Opinión

O TEMPORA

Una ventaja de la niñez es que no se posee medida del tiempo, ni del cronológico ni del meteorológico. En mis recuerdos infantiles no hay inviernos fríos y lluviosos ni veranos calurosos, tampoco una idea clara de la duración de los acontecimientos. Con cinco años, junto a dos de mis hermanas y mi madre, hice un largo viaje en tren hasta Barcelona; que fue largo lo supe luego, no tengo conciencia de la pesadez de la que habla mi madre (sí la recuerdo afanada permanentemente por mantenernos limpios, en especial cuando ya estábamos a punto de llegar a la capital catalana y era importante que la familia nos viera presentables). No sé si estuve allí mucho tiempo, sí recuerdo los juegos en la playa y sobre todo un día en la plaza de Cataluña, donde pude darle de comer a las palomas, tengo una fotografía, cuando la miro puedo volver a sentir la felicidad que experimenté, incluso me observo en la distancia, como si el niño con dos palomas en sus manos no fuera yo, y por la expresión de su cara deduzco que vivía un instante inolvidable, como efectivamente ha sido. No puedo saber si el recuerdo se habría conservado de no haber existido esa fotografía, aunque dada la cantidad de cosas que guardo en mi mente de aquellos años, sin necesidad de imágenes, creo que sería capaz de describir aquel momento sin necesidad de ver a ese niño rodeado de palomas.

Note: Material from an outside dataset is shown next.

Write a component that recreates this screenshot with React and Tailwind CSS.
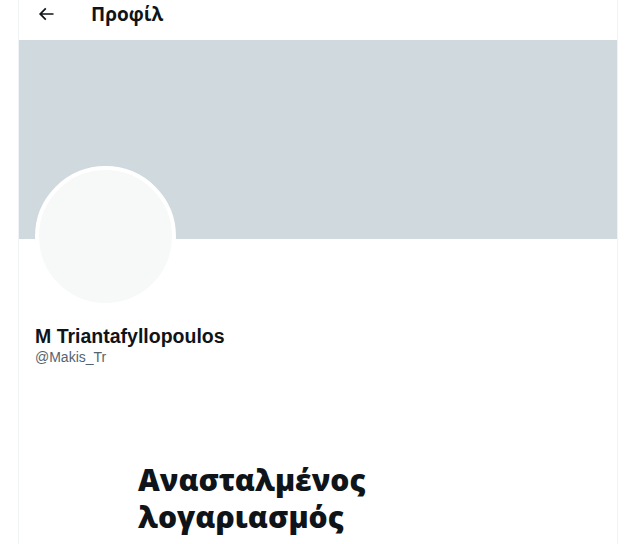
import React from 'react';

const ArrowLeft = () => (
  <svg viewBox="0 0 24 24" className="w-[20px] h-[20px]" fill="#0f1419">
    <path d="M7.414 13l5.043 5.04-1.414 1.42L3.586 12l7.457-7.46 1.414 1.42L7.414 11H21v2H7.414z" />
  </svg>
);

const App = () => {
  return (
    <div className="w-[635px] h-[544px] bg-white overflow-hidden" style={{ fontFamily: '"Liberation Sans", Arial, sans-serif' }}>
      <div className="ml-[18px] w-[600px] h-[544px] border-x border-[#eff3f4] flex flex-col">
        {/* Header */}
        <div className="h-[40px] flex items-start pt-[4px]">
          <div className="w-[56px] pl-[17px] h-[20px] flex items-center">
            <ArrowLeft />
          </div>
          <div
            className="ml-[16px] text-[19px] font-bold text-[#0f1419] leading-[20px]"
            style={{ fontFamily: '"Open Sans", "Noto Sans", sans-serif' }}
          >
            Προφίλ
          </div>
        </div>

        {/* Banner */}
        <div className="h-[199px] bg-[#cfd9de]" />

        {/* Profile */}
        <div className="px-[16px]">
          <div className="-mt-[73px] w-[141px] h-[141px] rounded-full bg-[#f7f9f9] border-4 border-white" />
          <div className="mt-[17px] text-[19.5px] font-bold text-[#0f1419] leading-[24px]">M Triantafyllopoulos</div>
          <div className="text-[14px] text-[#536471] leading-[18px]">@Makis_Tr</div>
        </div>

        {/* Suspended message */}
        <div className="pl-[119px] mt-[95px]">
          <div
            className="text-[30px] font-extrabold text-[#0f1419] leading-[37px] w-[260px]"
            style={{ fontFamily: '"Open Sans", "Noto Sans", sans-serif' }}
          >
            Ανασταλμένος λογαριασμός
          </div>
        </div>
      </div>
    </div>
  );
};

export default App;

En otros episodios de mi infancia también me juega una mala pasada la dificultad de medir el tiempo en esa edad. Siempre pensé que pasaba una larga temporada durante el invierno en un molino de aceite; allí se desplazaba a vivir una familia, amiga de la mía, porque el padre trabajaba como maestro de molino. Se llama Manuel, su mujer era Rosario, me trataban como si fuera el benjamín de sus hijos; cada vez que lo encuentro y lo saludo, me pregunta si recuerdo cuando iba al molino, y añade que era el único niño con permiso para entrar libremente, porque siempre tuvo la certeza de que no tocaría nada, como así era, en todo caso me limitaba a colocarme a su lado y observar las órdenes que daba a los molineros. A pesar de la relevancia del cultivo de la huerta, mi pueblo es predominantemente olivarero y cuando llegaba noviembre los olores que invadían las calles eran de aceituna, aceite y alpechín, en una época en que los molinos estaban repartidos por el casco urbano. Al lado de mi colegio había uno, su apertura representaba un motivo de alegría, pues se acercaba el momento de ir al molino. Significaba salir de lo cotidiano, cambiar de espacios, de zonas de juego y de amigos. Aprendí a estar solo, a buscar en aquel lugar algunos de los territorios imaginarios de los tebeos: había una selva, y de un momento a otro podía aparecer Tarzán.

Pero lo más apasionante era el funcionamiento del molino, el movimiento ininterrumpido de las piedras y la obtención del aceite, un producto instalado en los códigos de mi memoria, más allá de lo que hoy escucho y leo sobre su calidad. Allí conocí el mundo del trabajo, el conjunto de tareas complementarias que lo componían (la división del trabajo). El emplazamiento estaba en las afueras, cerca de la estación de ferrocarril, en un lugar por el que acostumbro a pasar, y aunque el molino ya no existe, puedo ver la gran puerta verde que yo abría a las cargas de aceituna, en burros, en carros o en un camión, uno solo; veo la ventana del despacho de Manuel, desde el cual controlaba la báscula, y el patio, grande, con montones de aceituna, también era el lugar para comer al aire libre los días de sol. Podría levantar un plano de aquel edificio, sin disponer, y lo lamento, de fotografías. Ahora sé que mi estancia se reducía a unos días durante la navidad, justo después de nochebuena, y hasta víspera de reyes. El impacto del recuerdo no se mide por unidades temporales sino por la capacidad para convertirlo en piezas de nuestra vida. Aquellos tiempos construyeron parte de mi personalidad, e inevitablemente vuelven en los días en que la gente se esfuerza en comprar, perdón, quiero decir en ser feliz.